The listing below should be printed exactly, every line of it. Skip the pictures.
■ ■ ■ ■ ■ ■ ■
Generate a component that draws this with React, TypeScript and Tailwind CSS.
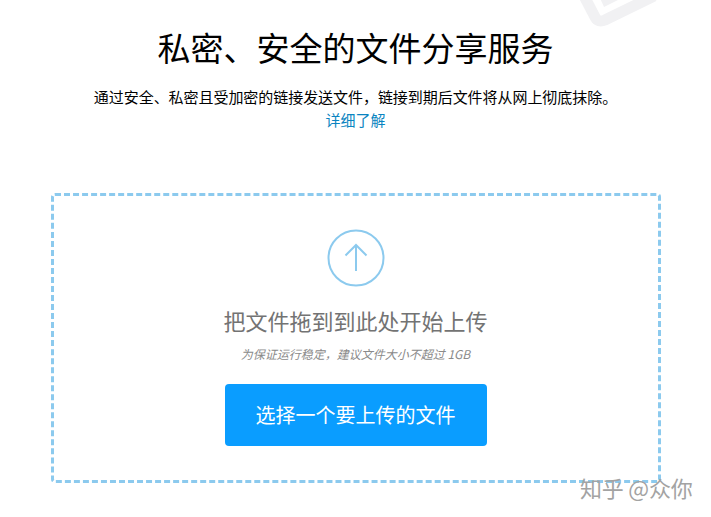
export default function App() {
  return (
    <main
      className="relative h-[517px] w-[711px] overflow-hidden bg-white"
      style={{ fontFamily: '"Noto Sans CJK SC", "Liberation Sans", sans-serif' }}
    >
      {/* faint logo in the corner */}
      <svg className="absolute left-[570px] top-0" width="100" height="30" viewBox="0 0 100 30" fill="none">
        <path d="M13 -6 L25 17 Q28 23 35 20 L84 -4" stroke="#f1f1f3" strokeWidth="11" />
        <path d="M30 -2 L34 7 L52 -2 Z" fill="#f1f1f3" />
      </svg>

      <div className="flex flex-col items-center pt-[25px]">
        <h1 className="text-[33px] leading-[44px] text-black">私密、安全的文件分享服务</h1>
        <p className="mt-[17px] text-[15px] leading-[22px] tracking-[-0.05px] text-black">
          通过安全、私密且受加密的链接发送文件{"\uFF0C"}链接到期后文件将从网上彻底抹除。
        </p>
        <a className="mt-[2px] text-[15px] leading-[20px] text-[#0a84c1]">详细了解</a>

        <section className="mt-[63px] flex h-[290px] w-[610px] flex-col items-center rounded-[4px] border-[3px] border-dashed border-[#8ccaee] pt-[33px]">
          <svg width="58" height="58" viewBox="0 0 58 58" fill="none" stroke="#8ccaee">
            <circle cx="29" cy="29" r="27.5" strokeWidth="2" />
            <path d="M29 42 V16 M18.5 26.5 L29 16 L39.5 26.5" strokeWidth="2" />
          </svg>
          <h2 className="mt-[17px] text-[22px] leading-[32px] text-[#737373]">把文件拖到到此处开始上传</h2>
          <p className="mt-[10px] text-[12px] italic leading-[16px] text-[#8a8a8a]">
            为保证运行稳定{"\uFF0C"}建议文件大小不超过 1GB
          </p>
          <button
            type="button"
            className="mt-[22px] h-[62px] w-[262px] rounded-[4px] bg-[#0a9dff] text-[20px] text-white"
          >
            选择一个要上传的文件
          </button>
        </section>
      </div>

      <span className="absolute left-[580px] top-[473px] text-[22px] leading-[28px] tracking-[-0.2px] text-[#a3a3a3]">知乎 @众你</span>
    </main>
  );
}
■ ■ ■ ■ ■ ■ ■
| Result for this task |
Generate a component that draws this with React, TypeScript and Tailwind CSS.
export default function App() {
  return (
    <main
      className="relative h-[517px] w-[711px] overflow-hidden bg-white"
      style={{ fontFamily: '"Noto Sans CJK SC", "Liberation Sans", sans-serif' }}
    >
      {/* faint logo in the corner */}
      <svg className="absolute left-[570px] top-0" width="100" height="30" viewBox="0 0 100 30" fill="none">
        <path d="M13 -6 L25 17 Q28 23 35 20 L84 -4" stroke="#f1f1f3" strokeWidth="11" />
        <path d="M30 -2 L34 7 L52 -2 Z" fill="#f1f1f3" />
      </svg>

      <div className="flex flex-col items-center pt-[25px]">
        <h1 className="text-[33px] leading-[44px] text-black">私密、安全的文件分享服务</h1>
        <p className="mt-[17px] text-[15px] leading-[22px] tracking-[-0.05px] text-black">
          通过安全、私密且受加密的链接发送文件{"\uFF0C"}链接到期后文件将从网上彻底抹除。
        </p>
        <a className="mt-[2px] text-[15px] leading-[20px] text-[#0a84c1]">详细了解</a>

        <section className="mt-[63px] flex h-[290px] w-[610px] flex-col items-center rounded-[4px] border-[3px] border-dashed border-[#8ccaee] pt-[33px]">
          <svg width="58" height="58" viewBox="0 0 58 58" fill="none" stroke="#8ccaee">
            <circle cx="29" cy="29" r="27.5" strokeWidth="2" />
            <path d="M29 42 V16 M18.5 26.5 L29 16 L39.5 26.5" strokeWidth="2" />
          </svg>
          <h2 className="mt-[17px] text-[22px] leading-[32px] text-[#737373]">把文件拖到到此处开始上传</h2>
          <p className="mt-[10px] text-[12px] italic leading-[16px] text-[#8a8a8a]">
            为保证运行稳定{"\uFF0C"}建议文件大小不超过 1GB
          </p>
          <button
            type="button"
            className="mt-[22px] h-[62px] w-[262px] rounded-[4px] bg-[#0a9dff] text-[20px] text-white"
          >
            选择一个要上传的文件
          </button>
        </section>
      </div>

      <span className="absolute left-[580px] top-[473px] text-[22px] leading-[28px] tracking-[-0.2px] text-[#a3a3a3]">知乎 @众你</span>
    </main>
  );
}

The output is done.